C’est difficile de conseiller quelqu’un qui vient vers vous avec cette question… certains artistes se sont essayés comme musiciens et ont percé dans le cinéma… S’ils avaient poursuivi comme musicien, auraient-ils percé un jour ? Plus vicieux: et si c’est en faisant le tour des castings qu’on les avait remarqués comme musiciens ?
Réussir, c’est avant tout dans sa tête que ça se passe… et si vous pensez cela, vous avez probablement raison. Mais faire ce qu’on aime, aimer ce qu’on produit… c’est dur quand on a du mal à se loger et manger, qu’il faut trouver un travail alimentaire pour continuer à vivre sa passion… et l’absence de reconnaissance sociale, de richesse… c’est aussi une sorte de preuve que son travail n’est pas forcément apprécié par les autres. A un moment, on doute, on se dit qu’on est peut-être pas aussi bon qu’on le pensait… et c’est dur de continuer. Quand j’étais enfant, mon père faisait du dessin et peignait. Je me suis mis à dessiner et assez rapidement, l’élève a dépassé le maitre. Il s’est désintéressé du dessin… Ce qui m’a conduit à ne pas vouloir apprendre la peinture. Doit-on abandonner parce qu’on n’est pas le meilleur ? N’y a t‑il pas de place dans le monde pour les moins bons ? Probablement que si, mais il faut alors accepter de ne ramasser que les miettes. Ou sinon, faire preuve de pugnacité, s’améliorer, et s’orienter dans un domaine moins concurrentiel tels les océans bleus.
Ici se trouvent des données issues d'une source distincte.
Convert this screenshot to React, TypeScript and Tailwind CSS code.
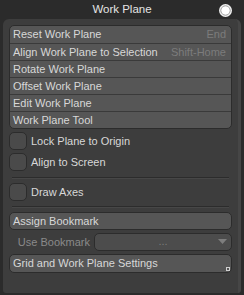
export default function App() {
  const rows = [
    { label: 'Reset Work Plane', key: 'End' },
    { label: 'Align Work Plane to Selection', key: 'Shift-Home' },
    { label: 'Rotate Work Plane', key: '' },
    { label: 'Offset Work Plane', key: '' },
    { label: 'Edit Work Plane', key: '' },
    { label: 'Work Plane Tool', key: '' },
  ];

  return (
    <div
      className="w-[244px] h-[295px] bg-[#2b2b2b] text-[11px] text-[#d8d8d8] flex flex-col overflow-hidden whitespace-nowrap"
      style={{ fontFamily: '"Liberation Sans", Arial, sans-serif' }}
    >
      {/* header */}
      <div className="h-[19px] flex items-center relative shrink-0">
        <div className="flex-1 text-center text-[11.5px] text-[#e4e4e4] leading-none pt-[1px]">Work Plane</div>
        <svg className="absolute left-[218px] top-[3px]" width="15" height="15" viewBox="0 0 15 15">
          <circle cx="7.5" cy="7.5" r="6.5" fill="#f2f2f2" />
          <circle cx="7.5" cy="7.5" r="4.6" fill="none" stroke="#8a8a8a" strokeWidth="1" />
          <circle cx="7.5" cy="7.5" r="4" fill="#ffffff" />
        </svg>
      </div>

      {/* panel */}
      <div className="ml-[3px] w-[238px] h-[274px] bg-[#3d3d3d] rounded-t-[6px] rounded-b-[3px] border-r-[3px] border-[#464646] pl-[6px] pr-[6px] pt-[6px] flex flex-col">
        <div className="rounded-[5px] border border-[#2c2c2c] bg-[#565656] overflow-hidden">
          {rows.map((r, i) => (
            <div
              key={r.label}
              className={`h-[17px] flex items-center justify-between pl-[3px] pr-[5px] ${i > 0 ? 'border-t border-[#3a3a3a]' : ''}`}
            >
              <span>{r.label}</span>
              <span className="text-[#7c7c7c]">{r.key}</span>
            </div>
          ))}
        </div>

        <div className="mt-[3px] flex flex-col gap-[3px]">
          <label className="flex items-center gap-[4px] h-[18px]">
            <span className="w-[18px] h-[18px] rounded-[5px] bg-[#4a4a4a] border border-[#2c2c2c]" />
            <span>Lock Plane to Origin</span>
          </label>
          <label className="flex items-center gap-[4px] h-[18px]">
            <span className="w-[18px] h-[18px] rounded-[5px] bg-[#4a4a4a] border border-[#2c2c2c]" />
            <span>Align to Screen</span>
          </label>
        </div>

        <div className="mt-[6px] mx-[3px] h-[2px] border-t border-[#2c2c2c] border-b border-b-[#474747]" />

        <label className="mt-[4px] flex items-center gap-[4px] h-[18px]">
          <span className="w-[18px] h-[18px] rounded-[5px] bg-[#4a4a4a] border border-[#2c2c2c]" />
          <span>Draw Axes</span>
        </label>

        <div className="mt-[5px] mx-[3px] h-[2px] border-t border-[#2c2c2c] border-b border-b-[#474747]" />

        <div className="mt-[4px] h-[18px] rounded-[5px] border border-[#2c2c2c] bg-[#565656] flex items-center pl-[3px]">
          Assign Bookmark
        </div>

        <div className="mt-[3px] h-[18px] flex items-center">
          <span className="w-[85px] text-right pr-[4px] text-[#8a8a8a]">Use Bookmark</span>
          <div className="flex-1 h-[18px] rounded-[5px] border border-[#2c2c2c] bg-[#4c4c4c] flex items-center relative">
            <span className="flex-1 text-center text-[#7a7a7a] leading-none pb-[2px]">...</span>
            <svg className="absolute right-[4px] top-[5px]" width="9" height="6" viewBox="0 0 9 6">
              <path d="M0 0 L9 0 L4.5 5 Z" fill="#7e7e7e" />
            </svg>
          </div>
        </div>

        <div className="mt-[3px] h-[19px] rounded-[5px] border border-[#2c2c2c] bg-[#565656] flex items-center pl-[3px] relative">
          Grid and Work Plane Settings
          <span className="absolute right-[1px] bottom-[1px] w-[4px] h-[4px] border border-[#cfcfcf]" />
        </div>
      </div>
    </div>
  );
}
Vous auriez aimé que je vous donne une procédure, une règle… une méthode pour déterminer comment savoir quand abandonner… Désolé, je n’en connais pas. Et prenez garde aux vendeurs de méthodes ! c’est facile de conseiller, à posteriori… quand cela a fonctionné ou quand cela a échoué. C’est facile de dire “regardez, cela a marché pour moi alors pourquoi pas vous”. Après, ouvrons le débat… j’ai donné quelques arguments, je suis loin d’avoir épuisé le sujet. Qu’en pensez-vous ? Avez-vous un avis plus tranché sur la question ? Est-ce que le sort de ce cher Van Gogh est souhaitable ? Faut-il persévéré jusqu’à en mourir (c’est ce qui arrive sur un champ de bataille quand on ne fait pas se replier, mais c’est aussi ce qui arrive quand les années défilent… on meurt de vieillesse).